• _WHAT YOU NEED TO DO_
Wherever the string "table" appears in the listing, copy that line.

• _Data entries_
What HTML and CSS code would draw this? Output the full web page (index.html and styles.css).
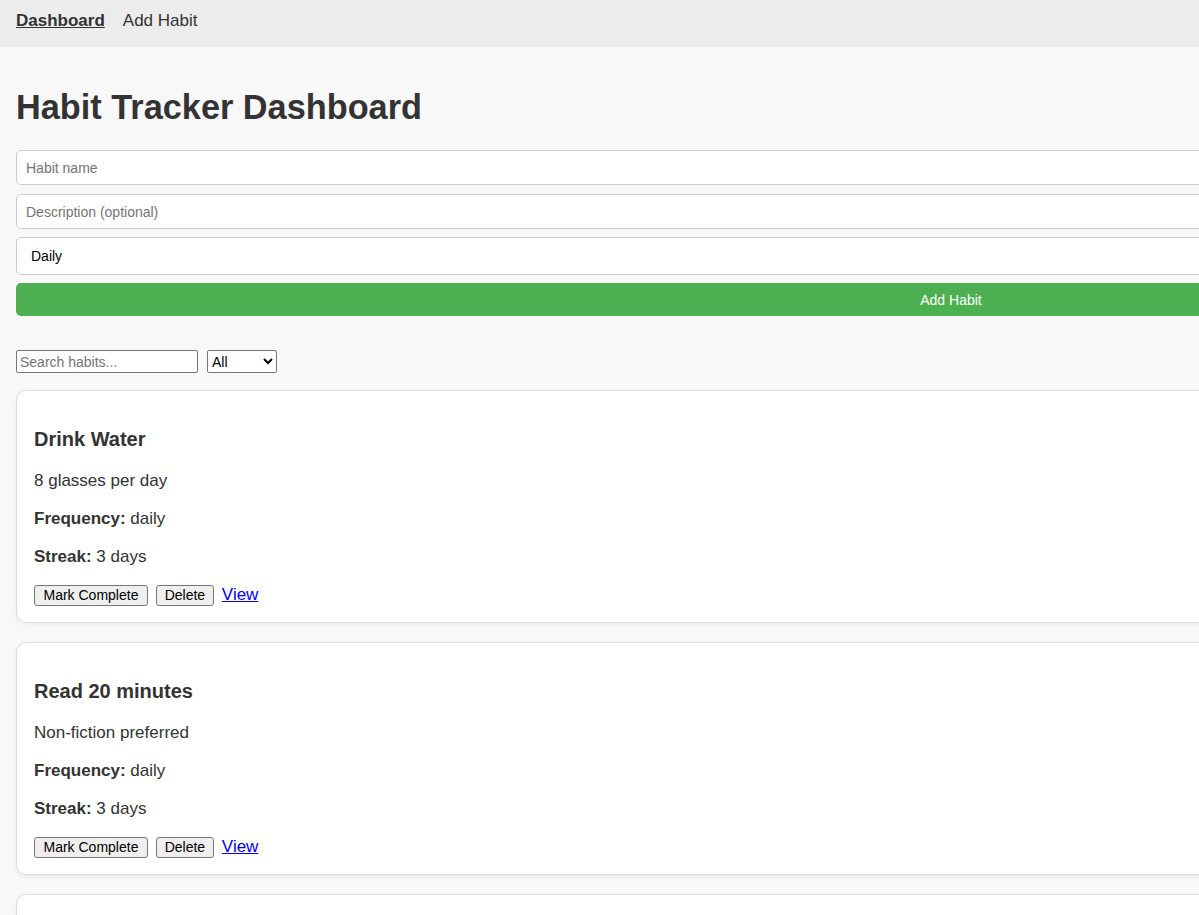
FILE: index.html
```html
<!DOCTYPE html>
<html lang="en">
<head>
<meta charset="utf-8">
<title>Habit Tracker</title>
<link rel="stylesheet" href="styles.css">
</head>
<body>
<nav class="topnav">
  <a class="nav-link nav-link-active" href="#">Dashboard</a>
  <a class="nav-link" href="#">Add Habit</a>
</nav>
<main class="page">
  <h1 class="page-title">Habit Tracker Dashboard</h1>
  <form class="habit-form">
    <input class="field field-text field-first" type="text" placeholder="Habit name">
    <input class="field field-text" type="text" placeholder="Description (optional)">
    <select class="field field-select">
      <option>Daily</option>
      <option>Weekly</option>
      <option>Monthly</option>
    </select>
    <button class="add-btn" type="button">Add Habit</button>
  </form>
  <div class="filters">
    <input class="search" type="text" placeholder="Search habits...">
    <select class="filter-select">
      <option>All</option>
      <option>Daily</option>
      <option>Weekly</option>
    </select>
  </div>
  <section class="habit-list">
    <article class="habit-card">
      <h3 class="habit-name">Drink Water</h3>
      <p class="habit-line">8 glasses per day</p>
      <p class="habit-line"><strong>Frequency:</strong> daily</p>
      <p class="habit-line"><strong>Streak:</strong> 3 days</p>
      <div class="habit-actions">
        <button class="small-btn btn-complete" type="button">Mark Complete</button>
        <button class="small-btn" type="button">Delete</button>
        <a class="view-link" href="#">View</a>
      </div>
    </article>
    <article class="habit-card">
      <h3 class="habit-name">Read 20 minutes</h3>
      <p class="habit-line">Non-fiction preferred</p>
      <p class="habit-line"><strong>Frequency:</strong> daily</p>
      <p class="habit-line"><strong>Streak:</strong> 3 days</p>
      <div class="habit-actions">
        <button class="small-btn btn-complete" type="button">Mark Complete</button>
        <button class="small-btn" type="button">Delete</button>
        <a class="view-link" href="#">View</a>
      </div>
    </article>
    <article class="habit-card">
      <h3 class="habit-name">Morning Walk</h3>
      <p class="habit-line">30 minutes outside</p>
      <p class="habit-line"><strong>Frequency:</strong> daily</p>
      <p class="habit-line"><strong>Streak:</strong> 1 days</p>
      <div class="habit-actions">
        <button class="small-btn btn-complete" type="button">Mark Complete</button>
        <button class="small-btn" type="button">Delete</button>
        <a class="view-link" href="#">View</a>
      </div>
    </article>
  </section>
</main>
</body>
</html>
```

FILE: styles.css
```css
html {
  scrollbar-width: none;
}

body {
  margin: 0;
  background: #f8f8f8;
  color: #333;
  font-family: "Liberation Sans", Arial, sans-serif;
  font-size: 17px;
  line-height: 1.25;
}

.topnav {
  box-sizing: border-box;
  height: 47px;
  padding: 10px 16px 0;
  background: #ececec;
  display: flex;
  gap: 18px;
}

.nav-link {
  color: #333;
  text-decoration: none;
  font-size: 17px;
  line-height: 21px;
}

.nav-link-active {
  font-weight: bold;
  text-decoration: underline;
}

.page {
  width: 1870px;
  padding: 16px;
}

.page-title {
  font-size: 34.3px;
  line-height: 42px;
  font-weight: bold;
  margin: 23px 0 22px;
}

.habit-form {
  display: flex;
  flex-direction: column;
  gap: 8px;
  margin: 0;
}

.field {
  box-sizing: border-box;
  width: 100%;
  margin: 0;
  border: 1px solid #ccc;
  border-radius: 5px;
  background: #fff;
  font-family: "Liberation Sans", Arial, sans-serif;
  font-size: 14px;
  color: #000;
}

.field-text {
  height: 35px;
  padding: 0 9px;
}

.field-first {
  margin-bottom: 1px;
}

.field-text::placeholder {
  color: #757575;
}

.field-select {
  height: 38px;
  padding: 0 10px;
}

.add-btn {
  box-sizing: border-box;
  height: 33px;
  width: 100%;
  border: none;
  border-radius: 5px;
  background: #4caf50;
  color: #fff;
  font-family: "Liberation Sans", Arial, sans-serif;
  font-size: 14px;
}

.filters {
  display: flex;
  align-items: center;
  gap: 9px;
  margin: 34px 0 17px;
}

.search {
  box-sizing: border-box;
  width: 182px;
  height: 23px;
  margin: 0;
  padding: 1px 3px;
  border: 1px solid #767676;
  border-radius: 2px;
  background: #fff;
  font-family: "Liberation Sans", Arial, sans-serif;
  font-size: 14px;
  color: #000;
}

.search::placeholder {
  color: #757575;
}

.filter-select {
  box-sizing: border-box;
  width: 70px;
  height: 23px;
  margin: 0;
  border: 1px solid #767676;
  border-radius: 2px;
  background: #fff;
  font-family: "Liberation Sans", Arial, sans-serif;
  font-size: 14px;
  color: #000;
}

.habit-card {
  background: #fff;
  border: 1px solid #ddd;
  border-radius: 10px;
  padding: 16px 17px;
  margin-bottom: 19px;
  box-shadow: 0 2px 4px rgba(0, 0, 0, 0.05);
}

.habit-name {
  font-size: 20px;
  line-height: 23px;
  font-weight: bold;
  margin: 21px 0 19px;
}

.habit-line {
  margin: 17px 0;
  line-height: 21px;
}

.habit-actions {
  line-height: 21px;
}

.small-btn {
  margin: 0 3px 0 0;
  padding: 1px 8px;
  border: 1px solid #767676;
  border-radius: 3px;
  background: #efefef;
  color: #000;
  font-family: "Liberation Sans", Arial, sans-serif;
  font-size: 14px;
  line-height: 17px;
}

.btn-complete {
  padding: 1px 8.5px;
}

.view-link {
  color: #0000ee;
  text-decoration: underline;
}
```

--

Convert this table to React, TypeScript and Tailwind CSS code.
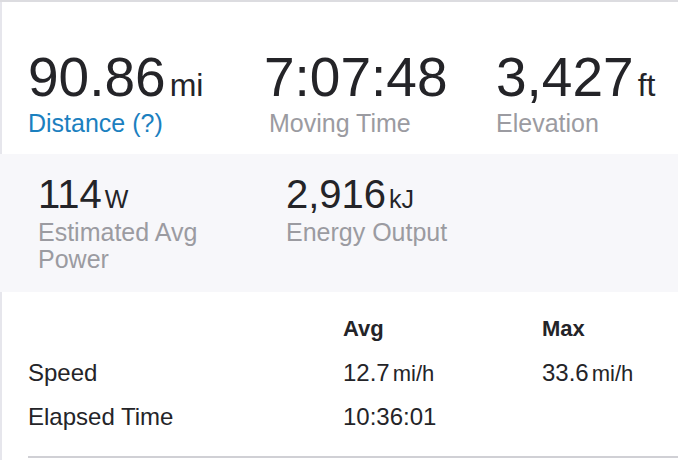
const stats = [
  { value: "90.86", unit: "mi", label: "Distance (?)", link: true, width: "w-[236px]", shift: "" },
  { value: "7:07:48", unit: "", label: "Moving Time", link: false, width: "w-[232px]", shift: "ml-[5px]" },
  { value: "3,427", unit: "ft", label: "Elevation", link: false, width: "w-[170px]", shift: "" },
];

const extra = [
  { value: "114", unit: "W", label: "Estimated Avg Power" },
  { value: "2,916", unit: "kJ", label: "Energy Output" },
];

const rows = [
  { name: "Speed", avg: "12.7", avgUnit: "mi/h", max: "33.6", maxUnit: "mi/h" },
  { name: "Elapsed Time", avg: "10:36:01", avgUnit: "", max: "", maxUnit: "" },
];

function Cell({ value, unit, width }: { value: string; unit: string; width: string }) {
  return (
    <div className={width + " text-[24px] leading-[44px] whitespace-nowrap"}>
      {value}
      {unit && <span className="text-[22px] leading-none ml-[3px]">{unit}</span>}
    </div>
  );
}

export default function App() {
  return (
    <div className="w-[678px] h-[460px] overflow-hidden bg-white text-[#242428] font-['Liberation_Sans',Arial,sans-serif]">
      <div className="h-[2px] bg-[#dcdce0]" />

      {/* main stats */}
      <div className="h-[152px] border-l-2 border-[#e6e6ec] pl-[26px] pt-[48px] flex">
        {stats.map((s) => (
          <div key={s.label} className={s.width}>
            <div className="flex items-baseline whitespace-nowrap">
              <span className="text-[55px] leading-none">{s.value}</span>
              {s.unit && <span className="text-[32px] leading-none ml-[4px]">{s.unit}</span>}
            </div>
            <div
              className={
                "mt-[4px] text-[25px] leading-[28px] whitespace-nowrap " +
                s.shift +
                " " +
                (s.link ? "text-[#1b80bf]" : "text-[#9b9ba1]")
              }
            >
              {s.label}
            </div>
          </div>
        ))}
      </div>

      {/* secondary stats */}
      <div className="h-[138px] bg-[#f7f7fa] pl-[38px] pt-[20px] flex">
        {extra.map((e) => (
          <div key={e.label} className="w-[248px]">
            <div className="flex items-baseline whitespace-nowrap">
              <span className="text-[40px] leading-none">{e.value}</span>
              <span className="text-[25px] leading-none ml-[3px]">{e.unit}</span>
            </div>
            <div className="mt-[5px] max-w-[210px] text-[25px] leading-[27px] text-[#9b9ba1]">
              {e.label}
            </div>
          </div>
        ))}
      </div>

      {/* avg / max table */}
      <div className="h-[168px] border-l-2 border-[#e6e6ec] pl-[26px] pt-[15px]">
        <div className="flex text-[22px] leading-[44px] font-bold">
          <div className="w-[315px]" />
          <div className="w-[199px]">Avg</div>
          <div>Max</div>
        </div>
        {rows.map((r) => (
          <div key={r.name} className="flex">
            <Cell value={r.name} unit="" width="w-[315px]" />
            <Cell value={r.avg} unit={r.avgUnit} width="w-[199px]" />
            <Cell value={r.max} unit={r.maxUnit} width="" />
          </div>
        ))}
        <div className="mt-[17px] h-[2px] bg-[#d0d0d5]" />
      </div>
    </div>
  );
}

• _FULL SOLUTION_
Convert this table to React, TypeScript and Tailwind CSS code.
      {/* avg / max table */}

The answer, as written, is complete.